Writing HTML
These are my recommendations for techniques you should use when writing HTML, based on my experience working on sites like Envato Elements.
I used these techniques to build the site you’re reading now. You can read the source to this site on GitHub.
What’s Not On The List
I’m sticking to things that apply to just about all websites. I’m ignoring tools, frameworks, and hosting.
The Techniques
Here they are in alphabetical order (for want of a more meaningful organisational scheme.)
Accessibility
In Chrome, run Lighthouse in the dev tools, and look at the accessibility results. In Safari, run an accessibility audit in the Audit tab of the dev tools. Fix the things they point out.
Make sure you can navigate your site with the keyboard. You’ll need to turn on tab-key navigation.
Try your site in a screen reader. There’s a learning curve, but you can’t really tell if your accessibility is up to scratch unless you try it. Google has a good video intro to VoiceOver, the built-in screen reader on MacOS.

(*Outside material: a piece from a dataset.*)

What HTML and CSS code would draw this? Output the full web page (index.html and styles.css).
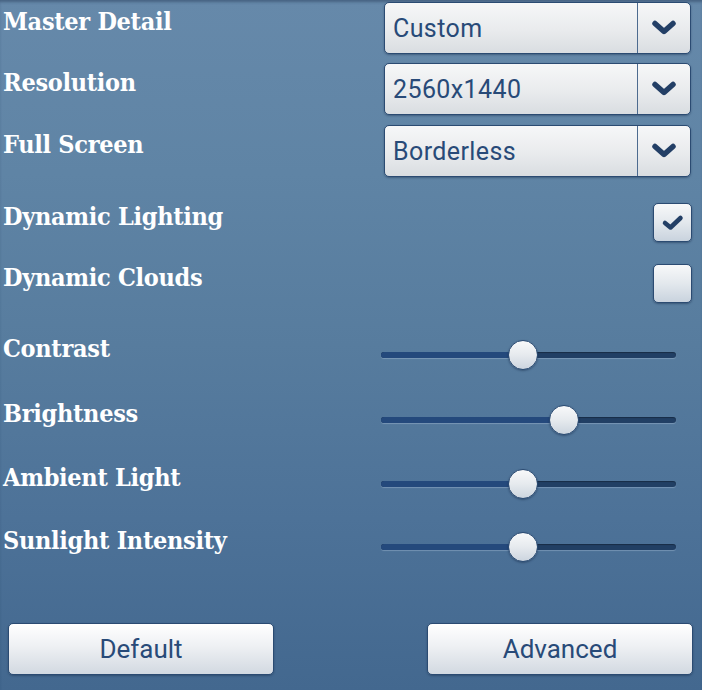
FILE: index.html
```html
<!DOCTYPE html>
<html>
<head>
<meta charset="utf-8">
<link rel="stylesheet" href="styles.css">
</head>
<body>
<div class="panel">
  <div class="row row-select r1">
    <div class="label">Master Detail</div>
    <div class="select"><span class="value">Custom</span><span class="arrow"><svg width="26" height="16" viewBox="0 0 26 16"><path d="M4 3.5 L13 11.5 L22 3.5" fill="none" stroke="#233f66" stroke-width="5.5" stroke-linecap="round" stroke-linejoin="round"/></svg></span></div>
  </div>
  <div class="row row-select r2">
    <div class="label">Resolution</div>
    <div class="select"><span class="value">2560x1440</span><span class="arrow"><svg width="26" height="16" viewBox="0 0 26 16"><path d="M4 3.5 L13 11.5 L22 3.5" fill="none" stroke="#233f66" stroke-width="5.5" stroke-linecap="round" stroke-linejoin="round"/></svg></span></div>
  </div>
  <div class="row row-select r3">
    <div class="label">Full Screen</div>
    <div class="select"><span class="value">Borderless</span><span class="arrow"><svg width="26" height="16" viewBox="0 0 26 16"><path d="M4 3.5 L13 11.5 L22 3.5" fill="none" stroke="#233f66" stroke-width="5.5" stroke-linecap="round" stroke-linejoin="round"/></svg></span></div>
  </div>
  <div class="row row-check c1">
    <div class="label">Dynamic Lighting</div>
    <div class="check"><svg width="24" height="18" viewBox="0 0 24 18"><path d="M4 9 L9.5 13.5 L19.5 4" fill="none" stroke="#233f66" stroke-width="4.5" stroke-linecap="round" stroke-linejoin="round"/></svg></div>
  </div>
  <div class="row row-check c2">
    <div class="label">Dynamic Clouds</div>
    <div class="check"></div>
  </div>
  <div class="row row-slider s1">
    <div class="label">Contrast</div>
    <div class="slider"><div class="track"><div class="fill" style="width:48%"></div></div><div class="thumb" style="left:48%"></div></div>
  </div>
  <div class="row row-slider s2">
    <div class="label">Brightness</div>
    <div class="slider"><div class="track"><div class="fill" style="width:62%"></div></div><div class="thumb" style="left:62%"></div></div>
  </div>
  <div class="row row-slider s3">
    <div class="label">Ambient Light</div>
    <div class="slider"><div class="track"><div class="fill" style="width:48%"></div></div><div class="thumb" style="left:48%"></div></div>
  </div>
  <div class="row row-slider s4">
    <div class="label">Sunlight Intensity</div>
    <div class="slider"><div class="track"><div class="fill" style="width:48%"></div></div><div class="thumb" style="left:48%"></div></div>
  </div>
  <div class="buttons">
    <button class="btn">Default</button>
    <button class="btn">Advanced</button>
  </div>
</div>
</body>
</html>
```
FILE: styles.css
```css
html, body {
  margin: 0;
  padding: 0;
}
body {
  width: 702px;
  height: 690px;
  overflow: hidden;
  background: linear-gradient(180deg, #6689aa 0%, #5f84a5 25%, #577c9e 50%, #4d7298 75%, #43688f 100%);
  box-shadow: inset 0 3px 3px -1px rgba(30, 50, 80, 0.45);
}
.panel {
  display: flex;
  flex-direction: column;
  padding: 2px 11px 0 3px;
}
.row {
  display: flex;
  align-items: center;
  justify-content: space-between;
}
.label {
  font-family: "DejaVu Serif", serif;
  font-stretch: condensed;
  font-weight: bold;
  font-size: 25px;
  color: #ffffff;
  padding-bottom: 13px;
  letter-spacing: -0.3px;
}
.row-select { height: 52px; }
.r2 { margin-top: 9px; }
.r3 { margin-top: 10px; }
.row-check { height: 39px; }
.c1 { margin-top: 26px; }
.c2 { margin-top: 22px; }
.row-slider { height: 30px; }
.s1 { margin-top: 37px; }
.s2 { margin-top: 35px; }
.s3 { margin-top: 34px; }
.s4 { margin-top: 33px; }

.select {
  width: 307px;
  height: 52px;
  box-sizing: border-box;
  border: 1px solid #2b4b72;
  border-radius: 5px;
  background: linear-gradient(180deg, #f6f7f8 0%, #e9ebed 55%, #d9dde1 100%);
  box-shadow: 0 1px 2px rgba(20, 40, 70, 0.4);
  display: flex;
  align-items: stretch;
}
.value {
  flex: 1;
  display: flex;
  align-items: center;
  padding-left: 8px;
  font-family: Roboto, "Liberation Sans", sans-serif;
  font-size: 25px;
  color: #284a78;
  letter-spacing: 0.4px;
  border-right: 1px solid #4d6b8f;
}
.arrow {
  width: 52px;
  display: flex;
  align-items: center;
  justify-content: center;
}
.check {
  width: 39px;
  height: 39px;
  box-sizing: border-box;
  margin-right: -1px;
  border: 1px solid #2b4b72;
  border-radius: 5px;
  background: linear-gradient(180deg, #f7f8f9 0%, #e3e8ed 50%, #c9d3de 100%);
  box-shadow: 0 1px 2px rgba(20, 40, 70, 0.45);
  display: flex;
  align-items: center;
  justify-content: center;
}
.slider {
  position: relative;
  width: 295px;
  height: 30px;
  margin-right: 15px;
  display: flex;
  align-items: center;
}
.track {
  width: 100%;
  height: 6px;
  border-radius: 3px;
  background: #213f64;
  box-shadow: 0 1px 1px rgba(190, 210, 230, 0.35), inset 0 1px 1px rgba(0, 0, 0, 0.3);
  overflow: hidden;
}
.fill {
  height: 100%;
  background: #24497c;
}
.thumb {
  position: absolute;
  top: 0;
  width: 30px;
  height: 30px;
  margin-left: -15px;
  box-sizing: border-box;
  border-radius: 50%;
  border: 1px solid #2b4b72;
  background: linear-gradient(180deg, #f8f9fa 0%, #e6eaee 50%, #ccd5df 100%);
  box-shadow: 0 1px 2px rgba(20, 40, 70, 0.45);
}
.buttons {
  display: flex;
  justify-content: space-between;
  margin-top: 61px;
  padding-left: 5px;
  margin-right: -2px;
}
.btn {
  width: 266px;
  height: 52px;
  box-sizing: border-box;
  border: 1px solid #2b4b72;
  border-radius: 5px;
  background: linear-gradient(180deg, #ffffff 0%, #eef0f3 45%, #d2d9e1 100%);
  box-shadow: 0 1px 2px rgba(20, 40, 70, 0.4);
  font-family: Roboto, "Liberation Sans", sans-serif;
  font-size: 26px;
  color: #284a78;
  padding: 0;
}
```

Use HTML Sections to mark the important parts of your page. Look at the accessibility tree in Chrome dev tools, and ensure it makes sense.
Know about Accessible Rich Internet Applications. Follow the five rules of ARIA use.
Know about the Web Content Accessibility Guidelines. Compare your site to the WCAG Quick Reference.
BEM — Block Element Modifier
BEM is a straightforward approach to the problem of keeping your CSS well organised. It’s simple enough for small sites, and I’ve seen it scale well to much larger ones too.
Favicons
Your site should have favicons in resolutions to suit different devices.
Favicon.io is an easy way to generate the necessary
images, and the tags needed in your head section.
Flexbox and Grid
Flexbox and Grid eliminate much of the hackery in laying out pages. The Complete Guide to Flexbox and The Complete Guide to Grid are excellent.
Fonts
We don’t all have design skills, so don’t get fancy. The best number of fonts for your site is one, maybe two.
Google Fonts is your friend. Only add the styles and
weights you need. Make sure you don’t miss any, because browser-generated bold
and italics are awful. Use the <link> method of embedding.
HTML Living Standard
We’ve moved past HTML version numbers, and into the HTML living standard. Can I Use helps figure out which HTML features are supported by which browser versions.
To tell browsers that you’re adhering to the living standard, always start your document with:
<!DOCTYPE html>
<html lang="en"></html>
Be sure to specify your character set in the head section:
<meta charset="utf-8" />
MDN
MDN is an excellent source for HTML and CSS documentation. W3Schools shows up at the top of searches more often, but tends to be less detailed and less up to date than MDN.
Performance
Understand Core Web Vitals.
Run Lighthouse in the Chrome dev tools, and look at its performance report. It’ll suggest things you can improve.
Prettier
Use Prettier to format your HTML and CSS. Save your brain for more important things than deciding how to format your source code. Your favourite editor probably has support for it. Set it up to format automatically whenever you save.
Reader View
Try your page in Safari’s Reader View, either on a Mac, iPhone, or iPad. If your page looks better in Reader View, improve your design.
Responsive Design
People will read your site on phones, tablets, laptops, and desktops. It should work well at all sizes.
Design for phones first. If you make your site work well on a phone, it’s relatively easy to make it work well on bigger screens from there. Going the other way is harder.
Put this in your page’s head section to tell mobile browsers that you’ve
thought of them:
<meta name="viewport" content="width=device-width, initial-scale=1.0" />
Chrome, Firefox, and Safari all have built-in ways of previewing your site at phone and tablet sizes.
SASS and SCSS
Just about every site generator and framework supports SASS these days. You should use it. Use SCSS syntax.
SEO
Stick to the basics, and don’t try to game Google. Make sure all your pages have:
- A descriptive title
- A description meta tag
- Good headings
- Meaningful, concise content
- Good performance
The Google SEO Starter Guide is helpful.